=== The exercise ===
Return each line of the records holding the string "screenshot".

== Given records

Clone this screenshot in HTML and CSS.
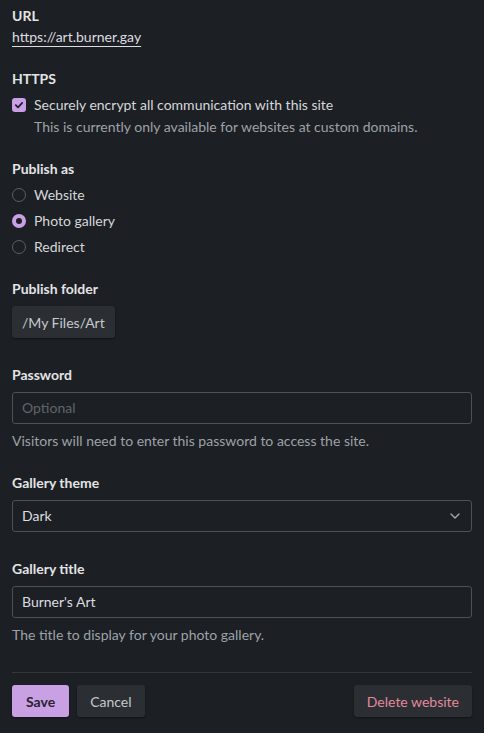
FILE: index.html
```html
<!DOCTYPE html>
<html lang="en">
<head>
    <meta charset="UTF-8">
    <meta name="viewport" content="width=device-width, initial-scale=1.0">
    <title>Website settings</title>
    <link rel="stylesheet" href="styles.css">
</head>
<body>
    <form class="settings">
        <div class="field">
            <div class="label">URL</div>
            <a class="site-link" href="#">https://art.burner.gay</a>
        </div>

        <div class="field">
            <div class="label label-option">HTTPS</div>
            <label class="option">
                <span class="checkbox checked">
                    <svg viewBox="0 0 14 14" width="14" height="14"><path d="M3.8 7.2 L6 9.3 L10.2 4.8" fill="none" stroke="#1c1f23" stroke-width="1.7" stroke-linecap="round" stroke-linejoin="round"/></svg>
                </span>
                Securely encrypt all communication with this site
            </label>
            <div class="hint indent">This is currently only available for websites at custom domains.</div>
        </div>

        <div class="field">
            <div class="label label-option">Publish as</div>
            <div class="options">
                <label class="option"><span class="radio"></span>Website</label>
                <label class="option"><span class="radio checked"></span>Photo gallery</label>
                <label class="option"><span class="radio"></span>Redirect</label>
            </div>
        </div>

        <div class="field field-control">
            <div class="label label-control">Publish folder</div>
            <button type="button" class="btn btn-folder">/My Files/Art</button>
        </div>

        <div class="field">
            <div class="label label-control">Password</div>
            <div class="input placeholder">Optional</div>
            <div class="hint after-input">Visitors will need to enter this password to access the site.</div>
        </div>

        <div class="field field-control">
            <div class="label label-control">Gallery theme</div>
            <div class="input select">
                <span>Dark</span>
                <svg viewBox="0 0 10 6" width="10" height="6"><path d="M1 1 L5 5 L9 1" fill="none" stroke="#a9aeb4" stroke-width="1.3" stroke-linecap="round" stroke-linejoin="round"/></svg>
            </div>
        </div>

        <div class="field">
            <div class="label label-control">Gallery title</div>
            <div class="input">Burner's Art</div>
            <div class="hint after-input">The title to display for your photo gallery.</div>
        </div>

        <div class="actions">
            <button type="button" class="btn btn-primary">Save</button>
            <button type="button" class="btn">Cancel</button>
            <button type="button" class="btn btn-danger">Delete website</button>
        </div>
    </form>
</body>
</html>
```

FILE: styles.css
```css
body {
    margin: 0;
    background-color: #1c1f23;
    color: #dcdde0;
    font-family: Lato, "Liberation Sans", sans-serif;
    font-size: 14px;
    line-height: 20px;
}

.settings {
    padding: 6px 12px 16px;
}

.field {
    display: flow-root;
    margin-bottom: 22px;
}

.field-control {
    margin-bottom: 27px;
}

.label {
    font-weight: bold;
    color: #e3e4e6;
    margin-bottom: 1px;
}

.label-option {
    margin-bottom: 6px;
}

.label-control {
    margin-bottom: 7px;
}

.site-link {
    color: #dcdde0;
    text-decoration: underline;
    text-underline-offset: 4px;
    text-decoration-thickness: 1px;
}

.options {
    display: flex;
    flex-direction: column;
    gap: 6px;
}

.option {
    display: flex;
    align-items: center;
    gap: 8px;
    color: #d6d7da;
}

.checkbox {
    width: 14px;
    height: 14px;
    border-radius: 3px;
    display: flex;
    align-items: center;
    justify-content: center;
}

.checkbox.checked {
    background-color: #c9a0e6;
}

.radio {
    width: 12px;
    height: 12px;
    border: 1px solid #5a6068;
    border-radius: 50%;
    box-sizing: content-box;
}

.radio.checked {
    width: 6px;
    height: 6px;
    border: 4px solid #c9a0e6;
    background-color: #1c1f23;
}

.hint {
    margin-top: 2px;
    color: #9ea2a8;
}

.hint.indent {
    padding-left: 22px;
}

.hint.after-input {
    margin-top: 7px;
}

.btn {
    height: 32px;
    padding: 0 13px;
    border: none;
    border-radius: 3px;
    background-color: #2b2f34;
    color: #c6c8cb;
    font-family: inherit;
    font-size: 14px;
    box-shadow: 0 1px 2px rgba(0, 0, 0, 0.35);
    cursor: pointer;
}

.btn-folder {
    padding: 0 10px;
}

.btn-primary {
    padding: 0 14px;
    background-color: #c9a0e4;
    color: #2a2230;
    font-weight: bold;
}

.btn-danger {
    margin-left: auto;
    color: #e3899c;
}

.input {
    height: 30px;
    border: 1px solid #4b5159;
    border-radius: 3px;
    padding: 0 9px;
    display: flex;
    align-items: center;
    color: #dcdde0;
}

.input.placeholder {
    color: #5f656c;
}

.select {
    justify-content: space-between;
    padding-right: 11px;
}

.actions {
    display: flex;
    gap: 8px;
    margin-top: 27px;
    padding-top: 12px;
    border-top: 1px solid #33373d;
}
```
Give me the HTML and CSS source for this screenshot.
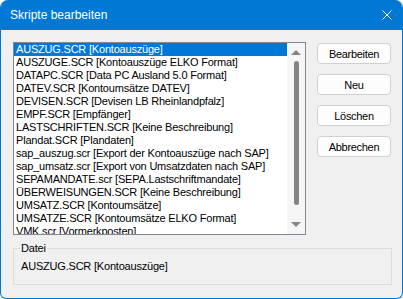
FILE: index.html
```html
<!DOCTYPE html>
<html lang='de'>
  <head>
    <meta charset='UTF-8'/>
    <title>Skripte bearbeiten</title>
    <link rel="stylesheet" href="styles.css">
  </head>
  <body>
    <div class='window'>
      <div class='titlebar'>
        <span class='title'>Skripte bearbeiten</span>
        <svg class='close' width='10' height='10' viewBox='0 0 10 10'>
          <path d='M0.5 0.5 L9.5 9.5 M9.5 0.5 L0.5 9.5' stroke='#ffffff' stroke-width='1' fill='none'/>
        </svg>
      </div>
      <div class='content'>
        <div class='top'>
          <div class='listbox'>
            <ul class='items'>
              <li class='selected'>AUSZUG.SCR [Kontoauszüge]</li>
              <li>AUSZUGE.SCR [Kontoauszüge ELKO Format]</li>
              <li>DATAPC.SCR [Data PC Ausland 5.0 Format]</li>
              <li>DATEV.SCR [Kontoumsätze DATEV]</li>
              <li>DEVISEN.SCR [Devisen LB Rheinlandpfalz]</li>
              <li>EMPF.SCR [Empfänger]</li>
              <li>LASTSCHRIFTEN.SCR [Keine Beschreibung]</li>
              <li>Plandat.SCR [Plandaten]</li>
              <li>sap_auszug.scr [Export der Kontoauszüge nach SAP]</li>
              <li>sap_umsatz.scr [Export von Umsatzdaten nach SAP]</li>
              <li>SEPAMANDATE.scr [SEPA.Lastschriftmandate]</li>
              <li>ÜBERWEISUNGEN.SCR [Keine Beschreibung]</li>
              <li>UMSATZ.SCR [Kontoumsätze]</li>
              <li>UMSATZE.SCR [Kontoumsätze ELKO Format]</li>
              <li>VMK.scr [Vormerkposten]</li>
            </ul>
            <div class='scrollbar'>
              <div class='arrow up'></div>
              <div class='thumb'></div>
              <div class='arrow down'></div>
            </div>
          </div>
          <div class='buttons'>
            <button>Bearbeiten</button>
            <button>Neu</button>
            <button>Löschen</button>
            <button>Abbrechen</button>
          </div>
        </div>
        <div class='group'>
          <div class='group-title'>Datei</div>
          <div class='group-value'>AUSZUG.SCR [Kontoauszüge]</div>
        </div>
      </div>
    </div>
  </body>
</html>
```

FILE: styles.css
```css
body {
  margin: 0;
  background-color: #ffffff;
  font-family: "Liberation Sans", Arial, sans-serif;
}

.window {
  width: 403px;
  height: 299px;
  box-sizing: border-box;
  border: 1px solid #0078d4;
  border-top: none;
  border-radius: 8px 8px 6px 6px;
  background-color: #f0f0f0;
  overflow: hidden;
}

.titlebar {
  height: 30px;
  display: flex;
  align-items: center;
  background-color: #0078d4;
  color: #ffffff;
  font-size: 12px;
  padding-left: 9px;
  padding-right: 10px;
}

.close {
  margin-left: auto;
}

.content {
  padding: 12px 11px 0 12px;
}

.top {
  display: flex;
  align-items: flex-start;
}

.listbox {
  width: 293px;
  height: 193px;
  box-sizing: border-box;
  border: 1px solid #828790;
  background-color: #ffffff;
  display: flex;
  overflow: hidden;
}

.items {
  list-style: none;
  margin: 0;
  padding: 0;
  width: 273px;
  font-size: 11px;
  line-height: 13px;
  letter-spacing: -0.2px;
  color: #000000;
  white-space: nowrap;
  overflow: hidden;
}

.items li {
  padding-left: 2px;
  height: 13px;
}

.items li.selected {
  background-color: #0078d7;
  color: #ffffff;
}

.scrollbar {
  width: 18px;
  background-color: #f6f6f6;
  display: flex;
  flex-direction: column;
  align-items: center;
}

.arrow {
  width: 0;
  height: 0;
  border-left: 5px solid transparent;
  border-right: 5px solid transparent;
}

.arrow.up {
  margin-top: 7px;
  border-bottom: 5px solid #858585;
}

.arrow.down {
  margin-top: auto;
  margin-bottom: 7px;
  border-top: 5px solid #858585;
}

.thumb {
  margin-top: 6px;
  width: 5px;
  height: 144px;
  border-radius: 3px;
  background-color: #858585;
}

.buttons {
  margin-left: 11px;
  margin-top: 1px;
  display: flex;
  flex-direction: column;
  gap: 10px;
}

.buttons button {
  width: 74px;
  height: 21px;
  padding: 0;
  border: 1px solid #d0d0d0;
  border-radius: 4px;
  background-color: #fdfdfd;
  font-family: "Liberation Sans", Arial, sans-serif;
  font-size: 11px;
  letter-spacing: -0.3px;
  color: #000000;
}

.group {
  margin-top: 13px;
  width: 379px;
  height: 37px;
  box-sizing: border-box;
  border: 1px solid #dcdcdc;
  font-size: 11px;
  line-height: 13px;
  letter-spacing: -0.2px;
  color: #000000;
}

.group-title {
  margin-top: -7px;
  margin-left: 6px;
  padding: 0 1px;
  width: fit-content;
  background-color: #f0f0f0;
}

.group-value {
  margin-top: 5px;
  padding-left: 7px;
}
```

====

=== Answer for this exercise ===
Clone this screenshot in HTML and CSS.
Give me the HTML and CSS source for this screenshot.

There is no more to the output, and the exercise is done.